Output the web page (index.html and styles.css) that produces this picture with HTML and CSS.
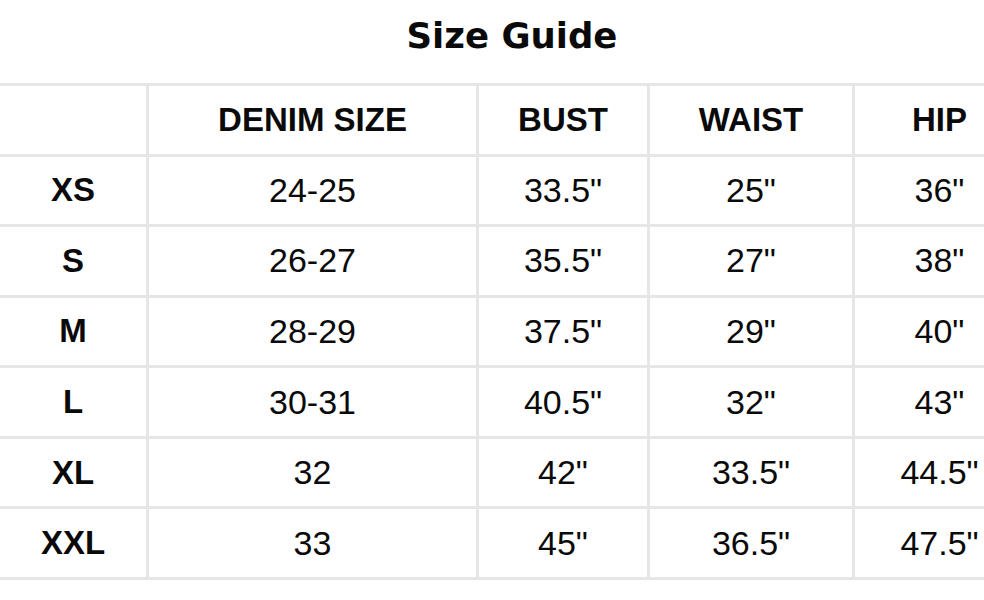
FILE: index.html
```html
<!DOCTYPE html>
<html lang="en">
<head>
<meta charset="utf-8">
<title>Size Guide</title>
<link rel="stylesheet" href="styles.css">
</head>
<body>
<div class="guide">
  <h1 class="title">Size Guide</h1>
  <div class="chart">
    <div class="cell head"></div>
    <div class="cell head">DENIM SIZE</div>
    <div class="cell head">BUST</div>
    <div class="cell head">WAIST</div>
    <div class="cell head">HIP</div>

    <div class="cell label">XS</div>
    <div class="cell">24-25</div>
    <div class="cell">33.5"</div>
    <div class="cell">25"</div>
    <div class="cell">36"</div>

    <div class="cell label">S</div>
    <div class="cell">26-27</div>
    <div class="cell">35.5"</div>
    <div class="cell">27"</div>
    <div class="cell">38"</div>

    <div class="cell label">M</div>
    <div class="cell">28-29</div>
    <div class="cell">37.5"</div>
    <div class="cell">29"</div>
    <div class="cell">40"</div>

    <div class="cell label">L</div>
    <div class="cell">30-31</div>
    <div class="cell">40.5"</div>
    <div class="cell">32"</div>
    <div class="cell">43"</div>

    <div class="cell label">XL</div>
    <div class="cell">32</div>
    <div class="cell">42"</div>
    <div class="cell">33.5"</div>
    <div class="cell">44.5"</div>

    <div class="cell label">XXL</div>
    <div class="cell">33</div>
    <div class="cell">45"</div>
    <div class="cell">36.5"</div>
    <div class="cell">47.5"</div>
  </div>
</div>
</body>
</html>
```

FILE: styles.css
```css
html {
  overflow: hidden;
  background: #ffffff;
}

body {
  margin: 0;
  font-family: "Liberation Sans", Arial, sans-serif;
  color: #0a0a0a;
}

.guide {
  width: 1024px;
}

.title {
  margin: 0;
  height: 83px;
  padding-top: 12px;
  box-sizing: border-box;
  text-align: center;
  font-family: "DejaVu Sans", sans-serif;
  font-weight: bold;
  font-size: 35.5px;
  line-height: 48px;
  color: #0a0a0a;
}

.chart {
  display: grid;
  grid-template-columns: 146px 327px 168px 202px 169px;
  grid-template-rows: repeat(7, 67.57px);
  gap: 3px;
  padding: 3px 0;
  background: #e6e6e9;
}

.cell {
  background: #ffffff;
  display: flex;
  align-items: center;
  justify-content: center;
  font-size: 34px;
  white-space: nowrap;
}

.head,
.label {
  font-weight: bold;
  font-size: 33px;
}
```
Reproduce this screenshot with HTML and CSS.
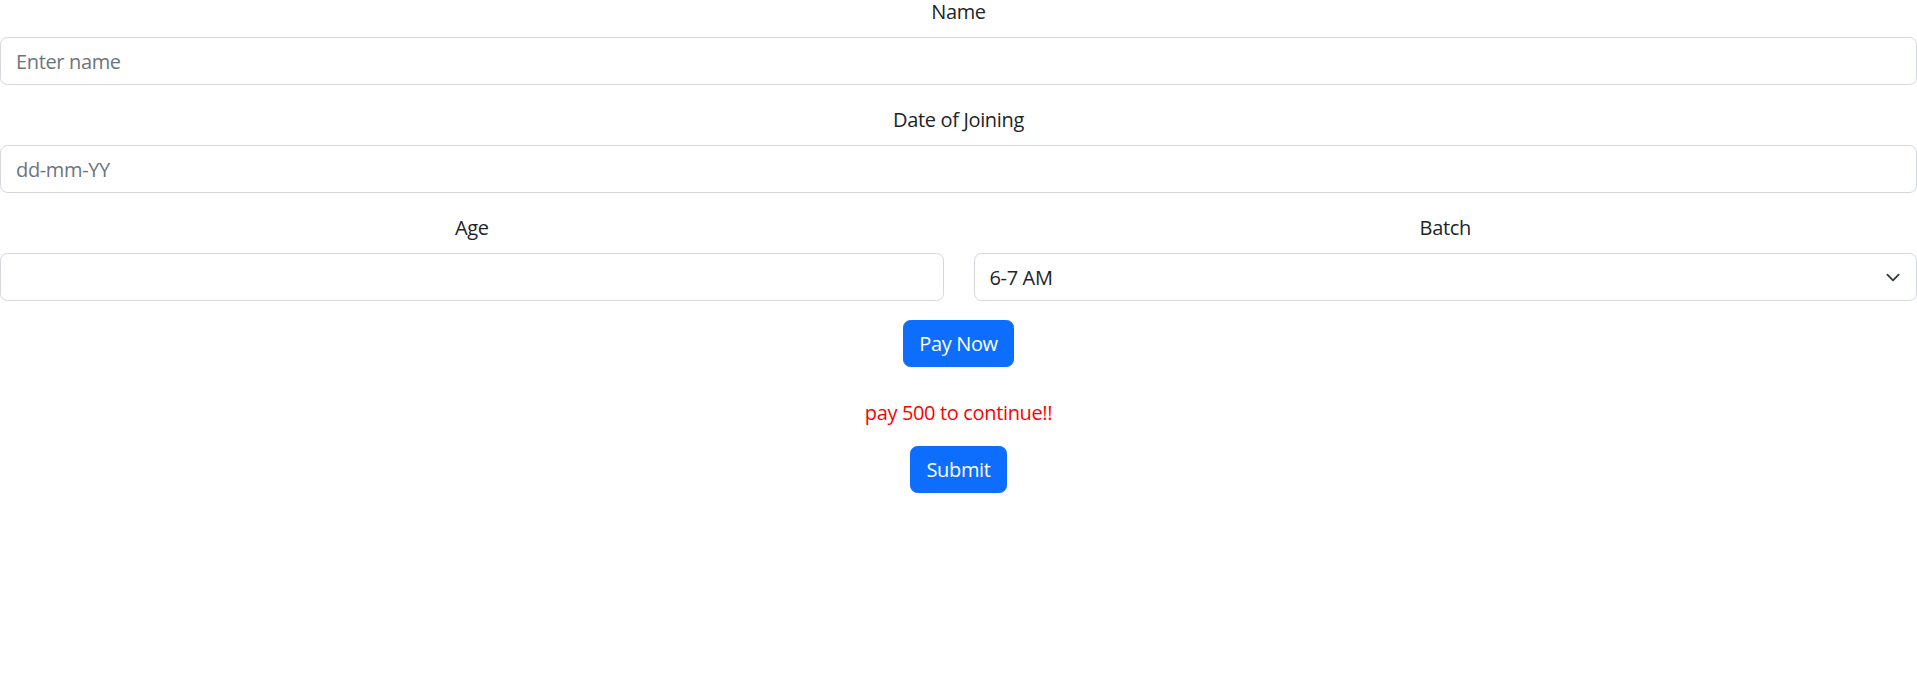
FILE: index.html
```html
<!DOCTYPE html>
<html lang="en">
<head>
<meta charset="utf-8">
<title>Registration</title>
<link rel="stylesheet" href="styles.css">
</head>
<body>
<form class="form">
  <div class="field">
    <label class="label" for="name">Name</label>
    <input class="control" id="name" type="text" placeholder="Enter name">
  </div>
  <div class="field">
    <label class="label" for="doj">Date of Joining</label>
    <input class="control" id="doj" type="text" placeholder="dd-mm-YY">
  </div>
  <div class="pair">
    <div class="field">
      <label class="label" for="age">Age</label>
      <input class="control" id="age" type="text">
    </div>
    <div class="field">
      <label class="label" for="batch">Batch</label>
      <select class="control select" id="batch">
        <option>6-7 AM</option>
        <option>7-8 AM</option>
        <option>8-9 AM</option>
        <option>5-6 PM</option>
      </select>
    </div>
  </div>
  <div class="actions">
    <button class="btn" type="button">Pay Now</button>
  </div>
  <p class="warn">pay 500 to continue!!</p>
  <div class="actions">
    <button class="btn" type="submit">Submit</button>
  </div>
</form>
</body>
</html>
```

FILE: styles.css
```css
* { box-sizing: border-box; }

html, body {
  margin: 0;
  padding: 0;
  background: #fff;
}

body {
  font-family: "Open Sans", "Noto Sans", sans-serif;
  font-size: 20px;
  letter-spacing: -0.35px;
  color: #212529;
}

.form {
  display: flex;
  flex-direction: column;
  width: 100%;
}

.field {
  display: flex;
  flex-direction: column;
  margin-bottom: 23px;
}

.label {
  display: block;
  text-align: center;
  line-height: 24px;
  margin-bottom: 13px;
  font-size: 20px;
}

.control {
  display: block;
  width: 100%;
  height: 48px;
  padding: 0 15px;
  font-family: inherit;
  font-size: 20px;
  letter-spacing: -0.35px;
  color: #212529;
  background: #fff;
  border: 1px solid #d3d6da;
  border-radius: 7.5px;
  outline: none;
  appearance: none;
  -webkit-appearance: none;
}

.control::placeholder {
  color: #6c757d;
  opacity: 1;
}

.select {
  padding-right: 50px;
  background-image: url("data:image/svg+xml,%3csvg xmlns='http://www.w3.org/2000/svg' viewBox='0 0 16 16'%3e%3cpath fill='none' stroke='%23343a40' stroke-linecap='round' stroke-linejoin='round' stroke-width='2' d='m2 5 6 6 6-6'/%3e%3c/svg%3e");
  background-repeat: no-repeat;
  background-position: right 13px center;
  background-size: 20px 15px;
}

.pair {
  display: grid;
  grid-template-columns: 1fr 1fr;
  column-gap: 30px;
}

.pair .field {
  margin-bottom: 19px;
}

.actions {
  display: flex;
  justify-content: center;
}

.btn {
  font-family: inherit;
  font-size: 20px;
  letter-spacing: -0.35px;
  line-height: 30px;
  padding: 7.5px 15px;
  color: #fff;
  background: #0d6efd;
  border: 1px solid #0d6efd;
  border-radius: 7.5px;
  cursor: pointer;
}

.warn {
  margin: 31px 0 18px;
  text-align: center;
  color: #f00;
  line-height: 30px;
}
```
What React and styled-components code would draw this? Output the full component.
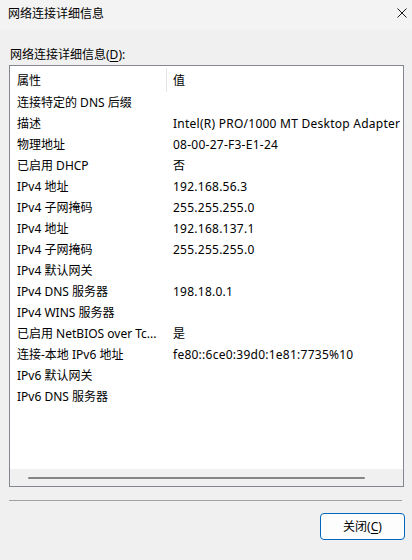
import styled, { createGlobalStyle } from "styled-components";

const GlobalStyle = createGlobalStyle`
    html, body {
        margin: 0;
        padding: 0;
        background: #f0f0f0;
    }
    * {
        box-sizing: border-box;
    }
`;

const rows = [
    ["连接特定的 DNS 后缀", ""],
    ["描述", "Intel(R) PRO/1000 MT Desktop Adapter"],
    ["物理地址", "08-00-27-F3-E1-24"],
    ["已启用 DHCP", "否"],
    ["IPv4 地址", "192.168.56.3"],
    ["IPv4 子网掩码", "255.255.255.0"],
    ["IPv4 地址", "192.168.137.1"],
    ["IPv4 子网掩码", "255.255.255.0"],
    ["IPv4 默认网关", ""],
    ["IPv4 DNS 服务器", "198.18.0.1"],
    ["IPv4 WINS 服务器", ""],
    ["已启用 NetBIOS over Tc...", "是"],
    ["连接-本地 IPv6 地址", "fe80::6ce0:39d0:1e81:7735%10"],
    ["IPv6 默认网关", ""],
    ["IPv6 DNS 服务器", ""],
];

const Window = styled.div`
    width: 412px;
    height: 560px;
    display: flex;
    flex-direction: column;
    background: #f0f0f0;
    font-family: "Noto Sans", "Noto Sans CJK SC", sans-serif;
    font-size: 12px;
    color: #000;
    overflow: hidden;
`;

const TitleBar = styled.div`
    height: 30px;
    flex-shrink: 0;
    display: flex;
    align-items: flex-start;
    justify-content: space-between;
    padding: 6px 5px 0 8px;
    background: #f3f3f3;
    line-height: 16px;
`;

const CloseIcon = styled.svg`
    width: 10px;
    height: 10px;
    margin-top: 2px;
`;

const Label = styled.div`
    margin: 17px 0 0 10px;
    line-height: 16px;
    height: 16px;
`;

const ListBox = styled.div`
    margin: 2px 8px 0 9px;
    height: 422px;
    flex-shrink: 0;
    border: 1px solid #828790;
    background: #fff;
    display: flex;
    flex-direction: column;
`;

const Row = styled.div`
    display: flex;
    height: ${(p) => (p.$header ? "25px" : "21px")};
    align-items: center;
    line-height: 16px;
    white-space: nowrap;
`;

const NameCell = styled.div`
    width: 156px;
    padding: ${(p) => (p.$header ? "4px" : "2px")} 0 0 7px;
    overflow: hidden;
`;

const Divider = styled.div`
    width: 1px;
    align-self: flex-start;
    margin-top: 2px;
    height: 24px;
    background: #e5e5e5;
`;

const ValueCell = styled.div`
    padding: ${(p) => (p.$header ? "4px 0 0 6px" : "2px 0 0 7px")};
    letter-spacing: 0.25px;
`;

const Filler = styled.div`
    flex: 1;
`;

const ScrollBar = styled.div`
    height: 17px;
    background: #f0f0f0;
    display: flex;
    align-items: center;
    padding-left: 18px;
`;

const Thumb = styled.div`
    width: 337px;
    height: 2px;
    border-radius: 1px;
    background: #858585;
`;

const Separator = styled.div`
    margin: 13px 10px 0 9px;
    height: 1px;
    flex-shrink: 0;
    background: #a0a0a0;
`;

const Footer = styled.div`
    display: flex;
    justify-content: flex-end;
    padding: 12px 7px 0 0;
`;

const Button = styled.button`
    width: 85px;
    height: 27px;
    border: 1px solid #0067c0;
    border-radius: 4px;
    background: #fdfdfd;
    font: inherit;
    color: #000;
    padding: 1px 0 0;
    line-height: 16px;
`;

const Key = styled.span`
    text-decoration: underline;
    text-underline-offset: 2px;
`;

export default function App() {
    return (
        <>
            <GlobalStyle />
            <Window>
                <TitleBar>
                    <span>网络连接详细信息</span>
                    <CloseIcon viewBox="0 0 10 10">
                        <path
                            d="M0.5 0.5 L9.5 9.5 M9.5 0.5 L0.5 9.5"
                            stroke="#1a1a1a"
                            strokeWidth="1"
                            fill="none"
                        />
                    </CloseIcon>
                </TitleBar>
                <Label>
                    网络连接详细信息(<Key>D</Key>):
                </Label>
                <ListBox>
                    <Row $header>
                        <NameCell $header>属性</NameCell>
                        <Divider />
                        <ValueCell $header>值</ValueCell>
                    </Row>
                    {rows.map(([name, value], i) => (
                        <Row key={`${name}-${i}`}>
                            <NameCell>{name}</NameCell>
                            <ValueCell>{value}</ValueCell>
                        </Row>
                    ))}
                    <Filler />
                    <ScrollBar>
                        <Thumb />
                    </ScrollBar>
                </ListBox>
                <Separator />
                <Footer>
                    <Button>
                        关闭(<Key>C</Key>)
                    </Button>
                </Footer>
            </Window>
        </>
    );
}
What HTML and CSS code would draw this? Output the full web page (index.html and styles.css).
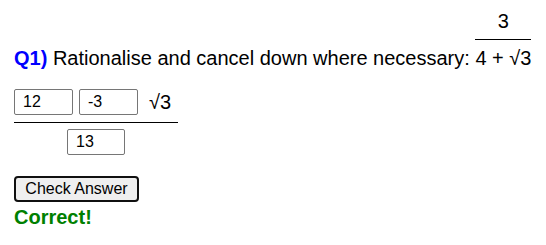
FILE: index.html
```html
<!DOCTYPE html>
<html>
<head>
<meta charset="utf-8">
<link rel="stylesheet" href="styles.css">
</head>
<body>
<div class="wrap">
  <div class="question"><span class="qnum">Q1)</span> Rationalise and cancel down where necessary: <span class="frac"><span class="num">3</span><span class="den">4 + √3</span></span></div>
  <div class="answer">
    <div class="a-num">
      <input class="box" type="text" value="12">
      <input class="box" type="text" value="-3">
      <span class="surd">√3</span>
    </div>
    <div class="a-den">
      <input class="box box-den" type="text" value="13">
    </div>
  </div>
  <div class="actions"><button class="check" type="button">Check Answer</button></div>
  <div class="result">Correct!</div>
</div>
</body>
</html>
```
FILE: styles.css
```css
html, body {
  margin: 0;
  padding: 0;
  background: #ffffff;
}
body {
  margin: 8px;
  font-family: "Liberation Sans", Arial, sans-serif;
  color: #000000;
}
.wrap {
  padding: 0 6px;
}
.question {
  font-size: 20px;
  line-height: 23px;
}
.qnum {
  color: #0000ff;
  font-weight: bold;
}
.frac {
  display: inline-block;
  vertical-align: baseline;
  font-size: 20px;
  line-height: 23px;
  padding-top: 2px;
}
.num {
  display: block;
  text-align: center;
  padding-bottom: 6px;
  border-bottom: 1px solid #000000;
}
.den {
  display: block;
  padding-top: 7px;
}
.answer {
  display: inline-flex;
  flex-direction: column;
  margin-top: 19px;
}
.a-num {
  display: flex;
  align-items: center;
  gap: 6px;
  padding-bottom: 7px;
  padding-right: 7px;
  border-bottom: 1px solid #000000;
}
.surd {
  font-size: 20px;
  line-height: 23px;
  margin-left: 5px;
}
.a-den {
  display: flex;
  justify-content: center;
  padding-top: 6px;
}
.box {
  box-sizing: border-box;
  width: 59px;
  height: 26px;
  margin: 0;
  padding: 0 8px;
  border: 1px solid #767676;
  border-radius: 2px;
  font-family: "Liberation Sans", Arial, sans-serif;
  font-size: 16px;
  color: #000000;
  background: #ffffff;
}
.box-den {
  width: 58px;
}
.actions {
  margin-top: 21px;
}
.check {
  box-sizing: border-box;
  height: 26px;
  width: 125px;
  margin: 0;
  padding: 0;
  border: 2px solid #101010;
  border-radius: 4px;
  background: #efefef;
  font-family: "Liberation Sans", Arial, sans-serif;
  font-size: 16px;
  color: #000000;
}
.result {
  margin-top: 4px;
  font-size: 20px;
  line-height: 23px;
  font-weight: bold;
  color: #008000;
}
```
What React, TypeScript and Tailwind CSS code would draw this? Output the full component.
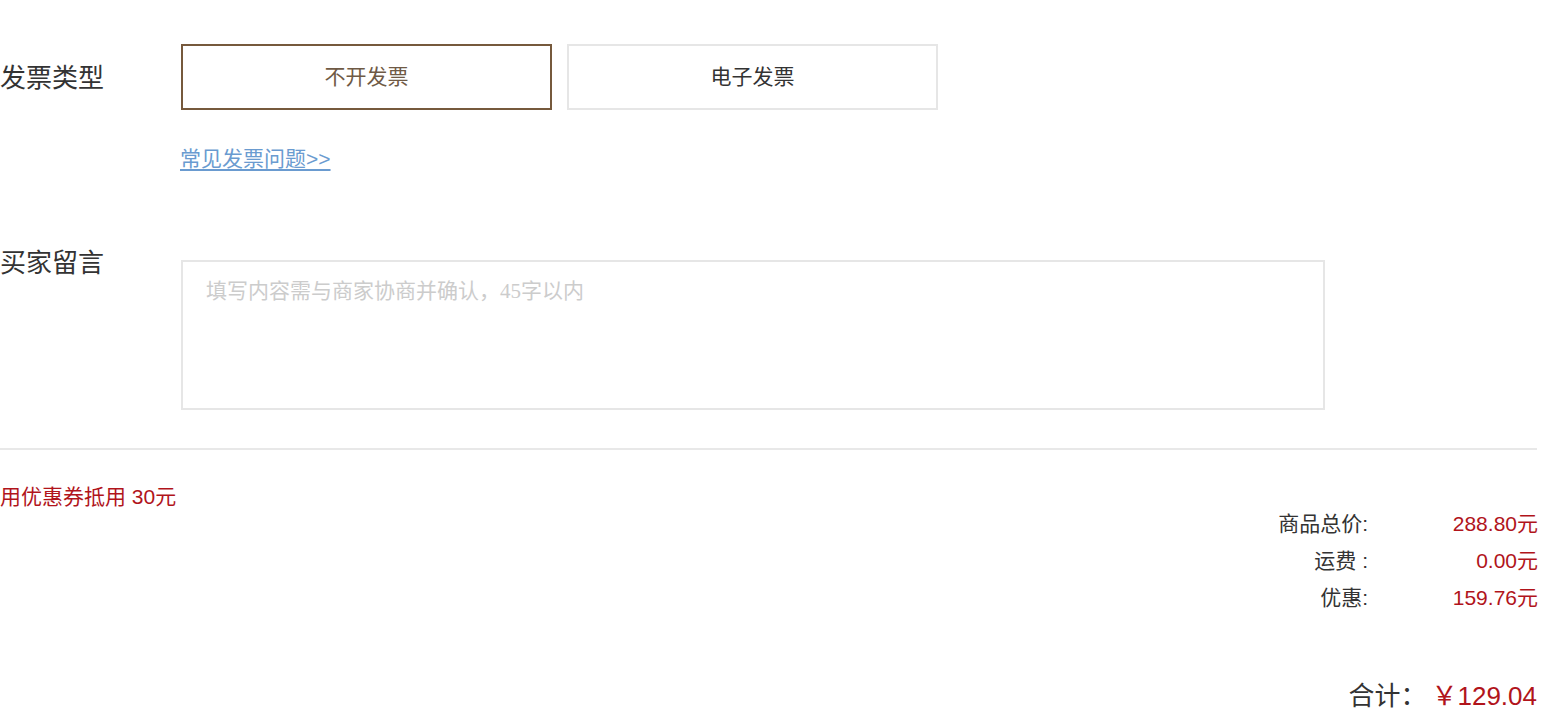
import { useState } from 'react';

const sans = 'font-["Liberation_Sans","Noto_Sans_CJK_SC",sans-serif]';

const invoiceTypes = ['不开发票', '电子发票'];

const summary = [
  { label: '商品总价:', value: '288.80元' },
  { label: '运费 :', value: '0.00元' },
  { label: '优惠:', value: '159.76元' },
];

export default function App() {
  const [invoice, setInvoice] = useState('不开发票');
  const [note, setNote] = useState('');

  return (
    <div className={`h-[709px] w-[1557px] overflow-hidden bg-white text-[#333] ${sans}`}>
      <div className="pt-[44px]">
        {/* invoice type */}
        <div className="flex">
          <div className="flex h-[66px] w-[181px] items-center pt-[2px]">
            <span className="text-[26px] leading-[30px] text-[#333]">发票类型</span>
          </div>
          <div className="flex gap-[15px]">
            {invoiceTypes.map((t) => {
              const active = t === invoice;
              return (
                <button
                  key={t}
                  type="button"
                  onClick={() => setInvoice(t)}
                  className={
                    active
                      ? 'flex h-[66px] w-[371px] items-center justify-center border-2 border-[#76593c] bg-white text-[21px] text-[#6f5a45]'
                      : 'flex h-[66px] w-[371px] items-center justify-center border-2 border-[#e6e6e6] bg-white text-[21px] text-[#333]'
                  }
                >
                  {t}
                </button>
              );
            })}
          </div>
        </div>

        <div className="ml-[180px] mt-[37px] leading-[24px]">
          <a href="#" className="text-[21px] text-[#6a9bd0] underline underline-offset-[3px]">
            常见发票问题&gt;&gt;
          </a>
        </div>

        {/* buyer message */}
        <div className="mt-[75px] flex items-start">
          <div className="w-[181px]">
            <span className="block text-[26px] leading-[30px] text-[#333]">买家留言</span>
          </div>
          <textarea
            value={note}
            onChange={(e) => setNote(e.target.value)}
            maxLength={45}
            placeholder="填写内容需与商家协商并确认，45字以内"
            className='mt-[12px] h-[150px] w-[1144px] resize-none border-2 border-[#e6e6e6] px-[23px] pt-[17px] font-["Liberation_Serif","Noto_Sans_CJK_SC",serif] text-[21px] leading-[24px] text-[#333] outline-none placeholder:text-[#cccccc]'
          />
        </div>

        <div className="mt-[38px] h-[2px] w-[1537px] bg-[#e8e8e8]" />

        {/* coupon + totals */}
        <div className="flex items-start justify-between pr-[19px]">
          <p className="mt-[35px] text-[21px] leading-[24px] text-[#b1141b]">用优惠券抵用 30元</p>
          <div className="mt-[55px] grid grid-cols-[auto_170px] text-[21px] leading-[37px]">
            {summary.map((row) => (
              <div key={row.label} className="contents">
                <span className="text-right text-[#333]">{row.label}</span>
                <span className="text-right text-[#b1141b]">{row.value}</span>
              </div>
            ))}
          </div>
        </div>

        <div className="mt-[67px] flex items-baseline justify-end pr-[20px] leading-[26px]">
          <span className="text-[26px] text-[#333]">合计：</span>
          <span className="ml-[5px] text-[26px] text-[#b1141b]">￥129.04</span>
        </div>
      </div>
    </div>
  );
}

·····

Pictures are not part of the copy. Write out only the lines from the one containing "What React, TypeScript" through the one containing "const [note, setNote] = useState('');", exactly as they stand, both included.

What React, TypeScript and Tailwind CSS code would draw this? Output the full component.
import { useState } from 'react';

const sans = 'font-["Liberation_Sans","Noto_Sans_CJK_SC",sans-serif]';

const invoiceTypes = ['不开发票', '电子发票'];

const summary = [
  { label: '商品总价:', value: '288.80元' },
  { label: '运费 :', value: '0.00元' },
  { label: '优惠:', value: '159.76元' },
];

export default function App() {
  const [invoice, setInvoice] = useState('不开发票');
  const [note, setNote] = useState('');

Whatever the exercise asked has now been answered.